CFP: RADICALISM and REFORM | 19th-C. Studies Assoc. Conference
RADICALISM & REFORM
The 43rd Annual Conference
Nineteenth-Century Studies Association
Rochester, New York
March 16-19, 2022
Proposal Deadline: September 30, 2021
Conference Website: https://ncsaweb.net/conferences/2022-ncsa-conference-information/
Join NCSA’s mailing list: https://mailchi.mp/4b3379af336e/ncsamailinglist
Inspired by the history of radicalism and reform in Rochester, New York, the NCSA committee invites proposals exploring the radical possibilities of the nineteenth-century world. From the aftershocks of the French and American revolutions to mutinies and rebellion in colonies across the globe, the nineteenth century was a period of both unrest and possibility. Abolition, suffrage, and reform movements reshaped prisons, education, and housing, marking this century as a period of institutional making and unmaking: a reckoning with ills of the past that was also profoundly optimistic about a more just and prosperous future.

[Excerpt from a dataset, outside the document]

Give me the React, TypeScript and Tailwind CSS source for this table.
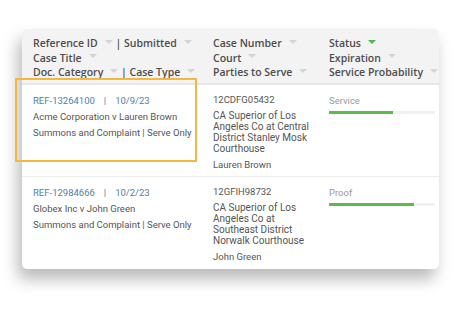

Radicalism is also a generative term for considering transitional moments or social tensions: “radical” is often used interchangeably with “extreme,” but its earliest definitions describe not what is new or unusual, but what is foundational or essential. “Radical” is used to describe literal and figurative roots: the roots of plants, roots of musical chords, and the roots of words. To be radical is to embody tensions between origins and possibilities: to be anchored in what is foundational while also holding the potential for paradigm-shifting change. We welcome papers that consider these tensions in nineteenth-century culture, as well as those that consider possibilities for reforming nineteenth-century studies or academic life. Topics on nineteenth-century literature, history, art, music, or other cultural forms might include political movements or divisions, activism, resistance, labor, collective and direct action, or mutinies and rebellion. We also encourage broader interpretations of the conference theme: outsiders and outcasts, visionaries, agents of change, utopias, breakthroughs, failed reforms, conformity, or stagnation.
Topics on the state of nineteenth-century studies might include politically engaged teaching and scholarship, academic labor practices, harassment or prejudice in the academy, or new approaches to humanities education.